Alex Robbins 8 years ago

11 Ways To Buy A TVR, Whatever Your Budget

Talk of TVR got you itching to own one? Here's how much Blackpool rock you can get for your cash.

Remind me later
TVR Tuscan Image source:
By now you’ll have heard all the stories about the sale of TVR back into British hands, the interviews with the new owners, and the wide-ranging speculation on what form the company’s next new model will take. And if you’re anything like us, it’ll have had you wondering just how much it’d cost to squeeze yourself into a chunk of loopy fibreglass nostalgia.
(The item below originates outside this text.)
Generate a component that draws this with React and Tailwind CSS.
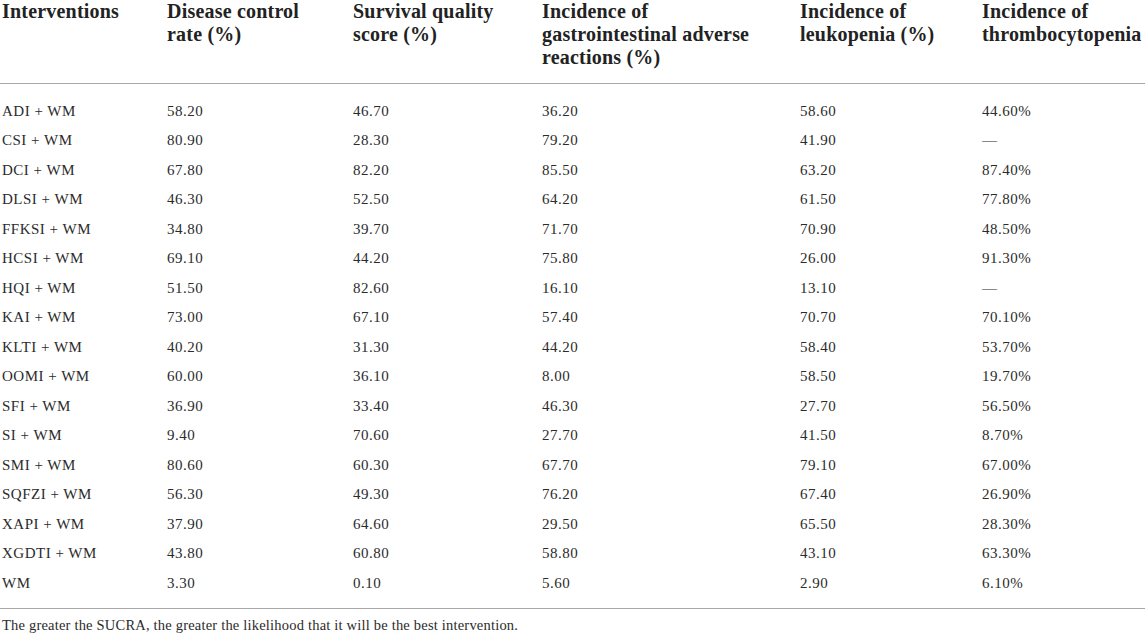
export default function App() {
  const headers = [
    ["Interventions"],
    ["Disease control", "rate (%)"],
    ["Survival quality", "score (%)"],
    ["Incidence of", "gastrointestinal adverse", "reactions (%)"],
    ["Incidence of", "leukopenia (%)"],
    ["Incidence of", "thrombocytopenia"],
  ];
  const rows = [
    ["ADI + WM", "58.20", "46.70", "36.20", "58.60", "44.60%"],
    ["CSI + WM", "80.90", "28.30", "79.20", "41.90", "—"],
    ["DCI + WM", "67.80", "82.20", "85.50", "63.20", "87.40%"],
    ["DLSI + WM", "46.30", "52.50", "64.20", "61.50", "77.80%"],
    ["FFKSI + WM", "34.80", "39.70", "71.70", "70.90", "48.50%"],
    ["HCSI + WM", "69.10", "44.20", "75.80", "26.00", "91.30%"],
    ["HQI + WM", "51.50", "82.60", "16.10", "13.10", "—"],
    ["KAI + WM", "73.00", "67.10", "57.40", "70.70", "70.10%"],
    ["KLTI + WM", "40.20", "31.30", "44.20", "58.40", "53.70%"],
    ["OOMI + WM", "60.00", "36.10", "8.00", "58.50", "19.70%"],
    ["SFI + WM", "36.90", "33.40", "46.30", "27.70", "56.50%"],
    ["SI + WM", "9.40", "70.60", "27.70", "41.50", "8.70%"],
    ["SMI + WM", "80.60", "60.30", "67.70", "79.10", "67.00%"],
    ["SQFZI + WM", "56.30", "49.30", "76.20", "67.40", "26.90%"],
    ["XAPI + WM", "37.90", "64.60", "29.50", "65.50", "28.30%"],
    ["XGDTI + WM", "43.80", "60.80", "58.80", "43.10", "63.30%"],
    ["WM", "3.30", "0.10", "5.60", "2.90", "6.10%"],
  ];
  const cols = "grid grid-cols-[165px_186px_189px_258px_182px_200px]";
  return (
    <div className="w-[1145px] h-[637px] overflow-hidden bg-white text-[#2b2b2b] font-['Liberation_Serif','Times_New_Roman',serif]">
      <div className={`${cols} pl-[2px] h-[84px] border-b-[1.5px] border-[#a8a8a8]`}>
        {headers.map((h, i) => (
          <div
            key={i}
            className="text-[20px] leading-[23px] font-bold text-[#222] whitespace-nowrap tracking-[0.2px]"
          >
            {h.map((line, li) => (
              <div key={li}>{line}</div>
            ))}
          </div>
        ))}
      </div>
      <div className="pt-[12px] pb-[10px] border-b-[1.5px] border-[#a8a8a8]">
        {rows.map((r, ri) => (
          <div key={ri} className={`${cols} pl-[2px] h-[29.5px] items-center`}>
            {r.map((c, ci) => (
              <div key={ci} className="text-[15px] leading-[20px] tracking-[0.5px]">
                {c}
              </div>
            ))}
          </div>
        ))}
      </div>
      <div className="pl-[2px] pt-[6px] text-[14.5px] leading-[20px] tracking-[0.2px]">
        The greater the SUCRA, the greater the likelihood that it will be the best intervention.
      </div>
    </div>
  );
}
Well, wonder no more – there’s a TVR for every budget, as you’re about to find out!


TVR 350i Convertible Image source: TVR
Yes, believe it or not, you too can enjoy TVR ownership for this little cash. There are two main choices, and our first would probably be an S-series car like this S2. Powered by the Ford Sierra XR4x4’s 2.9-litre Cologne V6 with tweaked heads and an uprated fuel injection system, it hits 60 in 6.9 seconds and features classic styling that inspired the later Chimaera. But if nothing but a V8 will do for your TVR ownership experience, fear not – you can also get Wedge-shaped with this 350i. The Tasman-based Wedges divide opinion these days thanks to their edgy styling, but we love ’em because there’s simply no cheaper way to get a V8-powered TVR. And with 197bhp, it’s good for 60mph in six seconds dead.
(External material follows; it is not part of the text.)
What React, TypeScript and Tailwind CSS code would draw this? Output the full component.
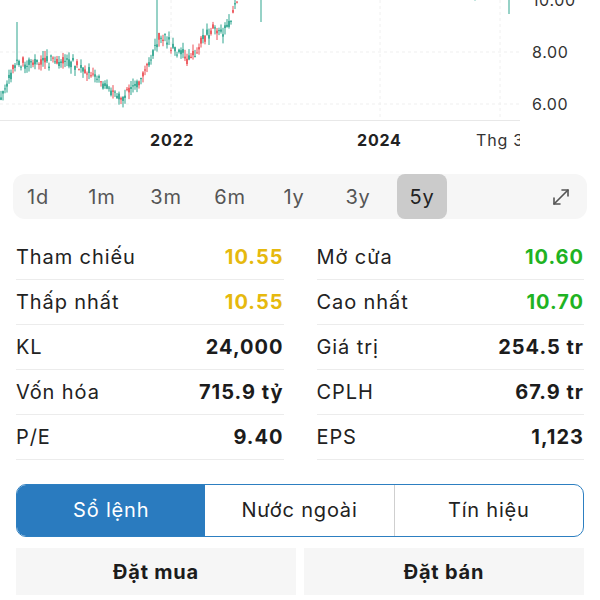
import React from "react";
import { MoveDiagonal } from "lucide-react";

type Candle = { x: number; o: number; c: number; h: number; l: number };

function rng(seed: number) {
  let s = seed;
  return () => {
    s = (s * 1664525 + 1013904223) % 4294967296;
    return s / 4294967296;
  };
}

const keys: [number, number][] = [
  [0, 102], [5, 85], [12, 75], [16, 60], [22, 64], [40, 62], [60, 62], [80, 66],
  [95, 78], [110, 88], [122, 100], [135, 86], [148, 68], [155, 52], [160, 36],
  [168, 40], [176, 48], [186, 60], [195, 56], [202, 42], [212, 30], [222, 34],
  [230, 26], [245, -25], [262, -20], [280, -45], [460, -45], [472, -10], [490, -25],
  [505, -20], [512, -6], [520, -15],
];

function interp(x: number) {
  for (let i = 0; i < keys.length - 1; i++) {
    const [x0, y0] = keys[i];
    const [x1, y1] = keys[i + 1];
    if (x >= x0 && x <= x1) return y0 + ((y1 - y0) * (x - x0)) / (x1 - x0);
  }
  return keys[keys.length - 1][1];
}

const spikes: Record<number, number> = { 17: 22, 157: 0, 261: 0, 471: -5, 509: -5 };
const spikeLow: Record<number, number> = { 261: 22, 509: 14 };

function makeCandles(): Candle[] {
  const r = rng(7);
  const out: Candle[] = [];
  for (let x = 1; x < 520; x += 2) {
    const m = interp(x) + (r() - 0.5) * 8;
    let o = m + (r() - 0.5) * 8;
    let c = m + (r() - 0.5) * 8;
    if (c > o && r() < 0.45) {
      const t = o;
      o = c;
      c = t;
    }
    let h = Math.min(o, c) - r() * 7;
    let l = Math.max(o, c) + r() * 7;
    const sk = Object.keys(spikes).map(Number).find((k) => Math.abs(k - x) <= 1);
    if (sk !== undefined) {
      h = spikes[sk];
      if (spikeLow[sk] !== undefined) l = spikeLow[sk];
    }
    out.push({ x, o, c, h, l });
  }
  return out;
}

const candles = makeCandles();

function Chart() {
  return (
    <div className="flex h-[160px]">
      <div className="relative w-[520px] overflow-hidden">
        <svg width="520" height="121" className="block">
          <line x1="0" y1="52" x2="520" y2="52" stroke="#efefef" strokeDasharray="3 3" />
          <line x1="0" y1="104" x2="520" y2="104" stroke="#efefef" strokeDasharray="3 3" />
          <line x1="171" y1="0" x2="171" y2="120" stroke="#f0f0f0" strokeDasharray="3 3" />
          <line x1="380" y1="0" x2="380" y2="120" stroke="#f0f0f0" strokeDasharray="3 3" />
          <line x1="500" y1="0" x2="500" y2="120" stroke="#f0f0f0" strokeDasharray="3 3" />
          {candles.map((cd, i) => {
            const up = cd.c <= cd.o;
            const col = up ? "#2ea58f" : "#ec4f55";
            const top = Math.min(cd.o, cd.c);
            const bh = Math.max(1, Math.abs(cd.o - cd.c));
            return (
              <g key={i}>
                <line x1={cd.x} x2={cd.x} y1={cd.h} y2={cd.l} stroke={col} strokeWidth="1" />
                <rect x={cd.x - 0.8} y={top} width="1.6" height={bh} fill={col} />
              </g>
            );
          })}
          <line x1="0" y1="120.5" x2="520" y2="120.5" stroke="#e8e8e8" strokeWidth="1" />
        </svg>
        <span className="absolute left-[150px] top-[130px] text-[16px] font-bold leading-[20px] tracking-[0.8px] text-[#222]">2022</span>
        <span className="absolute left-[357px] top-[130px] text-[16px] font-bold leading-[20px] tracking-[0.8px] text-[#222]">2024</span>
        <span className="absolute left-[476px] top-[130px] whitespace-nowrap text-[16px] leading-[20px] tracking-[0.8px] text-[#333]">Thg 3</span>
      </div>
      <div className="relative flex-1 text-[16px] leading-[20px] tracking-[0.6px] text-[#333]">
        <span className="absolute left-[12px] top-[-10px]">10.00</span>
        <span className="absolute left-[12px] top-[42px]">8.00</span>
        <span className="absolute left-[12px] top-[94px]">6.00</span>
      </div>
    </div>
  );
}

const ranges = ["1d", "1m", "3m", "6m", "1y", "3y", "5y"];

function RangeBar() {
  return (
    <div className="mx-[13px] mt-[14px] flex h-[45px] items-center rounded-[12px] bg-[#f6f6f6]">
      <div className="flex h-full gap-[14px]">
        {ranges.map((r) => (
          <div
            key={r}
            className={`flex h-full w-[50px] items-center justify-center rounded-[8px] text-[20px] tracking-[0.8px] ${
              r === "5y" ? "bg-[#cbcbcb] text-[#222]" : "text-[#555]"
            }`}
          >
            {r}
          </div>
        ))}
      </div>
      <div className="ml-auto mr-[14px] flex items-center text-[#555]">
        <MoveDiagonal size={24} strokeWidth={1.6} />
      </div>
    </div>
  );
}

type Stat = { label: string; value: string; color?: string };

const left: Stat[] = [
  { label: "Tham chiếu", value: "10.55", color: "text-[#e6b90e]" },
  { label: "Thấp nhất", value: "10.55", color: "text-[#e6b90e]" },
  { label: "KL", value: "24,000" },
  { label: "Vốn hóa", value: "715.9 tỷ" },
  { label: "P/E", value: "9.40" },
];
const right: Stat[] = [
  { label: "Mở cửa", value: "10.60", color: "text-[#1fb323]" },
  { label: "Cao nhất", value: "10.70", color: "text-[#1fb323]" },
  { label: "Giá trị", value: "254.5 tr" },
  { label: "CPLH", value: "67.9 tr" },
  { label: "EPS", value: "1,123" },
];

function StatCol({ items }: { items: Stat[] }) {
  return (
    <div className="flex flex-col">
      {items.map((s) => (
        <div key={s.label} className="flex h-[45px] items-center justify-between border-b border-[#ececec]">
          <span className="text-[20px] tracking-[0.9px] text-[#222]">{s.label}</span>
          <span className={`text-[20px] font-bold tracking-[1px] ${s.color ?? "text-[#1c1c1c]"}`}>{s.value}</span>
        </div>
      ))}
    </div>
  );
}

export default function App() {
  return (
    <div className="h-[600px] w-[600px] overflow-hidden bg-white font-['Inter',sans-serif]">
      <Chart />
      <RangeBar />
      <div className="mx-[16px] mt-[16px] grid grid-cols-2 gap-[33px]">
        <StatCol items={left} />
        <StatCol items={right} />
      </div>
      <div className="mx-[16px] mt-[24px] flex h-[53px] overflow-hidden rounded-[10px] border-[1.5px] border-[#2d7fc1]">
        <div className="flex flex-1 items-center justify-center pb-[2px] bg-[#2a7bbf] text-[20px] tracking-[0.8px] text-white">Sổ lệnh</div>
        <div className="flex flex-1 items-center justify-center pb-[2px] border-r border-[#cfcfcf] text-[20px] tracking-[0.8px] text-[#222]">Nước ngoài</div>
        <div className="flex flex-1 items-center justify-center pb-[2px] text-[20px] tracking-[0.8px] text-[#222]">Tín hiệu</div>
      </div>
      <div className="mx-[16px] mt-[11px] grid grid-cols-2 gap-[8px]">
        <div className="flex h-[47px] items-center justify-center bg-[#f6f6f6] text-[20px] font-bold tracking-[0.8px] text-[#1c1c1c]">Đặt mua</div>
        <div className="flex h-[47px] items-center justify-center bg-[#f6f6f6] text-[20px] font-bold tracking-[0.8px] text-[#1c1c1c]">Đặt bán</div>
      </div>
    </div>
  );
}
TVR Chimaera Image source:
With £10k to spend, you can pretty much take your pick of early Chimaeras. A super low-mileage 400 or 450 can be yours for this sort of cash, but we’d probably go for a slightly higher mileage 500, like this one. With a 5.0-litre V8 good for 340bhp, it could hit 60mph in a stonking 4.1 seconds, and the lairy handling would put hairs on your chest. But if out-and-out power isn’t your thing, you might prefer the classic styling of this immaculate, low-mileage 3000S. It was TVR’s first convertible car, and so paved the way for the TVRs we know and love today. Under the bonnet was Ford’s 3.0-litre Essex V6, good for 136bhp.


TVR Tamora Image source:
15 grand is enough for you to find yourself in a fairly modern TVR, in the shape of a Tamora like this one. Powered by TVR’s own Speed Six engine, here in 350bhp, 3.6-litre, form, the Tamora was a blast to drive quickly and could hit 60mph in 4.2 seconds. Speed Six engines did suffer from some reliability issues, which are worth researching first, but with a rebuild under its belt, this one should be OK. But if you’re uncertain, perhaps a classic Griffith 400 like this early example would be more up your street? The first ‘new generation’ TVR produced under Peter Wheeler, the Griffith combined smooth, curvy styling with a thumping Rover-derived V8, here in 240bhp form and enabling the 60mph sprint to be dispensed with in 4.7 seconds.


TVR Cerbera Image source:
We’re starting to talk serious money here, but also serious TVR ownership. For this price, you get a selection of Speed Six models, of which our pick would be an early, 360bhp Tuscan 4.0 like this one, which boasts one of the chromaflair paint jobs that became something of a TVR signature in its day. Or you could jump into this Cerbera, fitted with one of TVR’s own AJP8 V8 engines, though the ad’s not quite sure whether it’s a 4.2 or a 4.5. If it’s the latter, it’s good for a mad, bad 420bhp, all wrapped up in a 2+2 coupe bodyshell that’ll even give you room to carry around a couple of mates!


TVR Tuscan S Image source: TVR
So you’ve got 30 Gs to blow on a Tiv. While we can’t deny we’re a little jealous, we’re glad for you, because there’s plenty of epic machinery to choose from. How about a pleasingly unhinged Tuscan S? Again featuring the 4.0-litre Speed Six engine, but this time uprated to 400bhp and complete with eye-popping Cascade Indigo paintwork. Too risqué? Then how about a top-spec, last of the line Griffith 500 SE? Endowed with the awesome 340bhp 5.0-litre V8, this was a properly exclusive bit of kit, with only 100 having been made. Or you could always plump for something completely different – a brand new, unregistered Chimaera, dating from 2001 and in dry storage for the last 12 years. How mad is that?!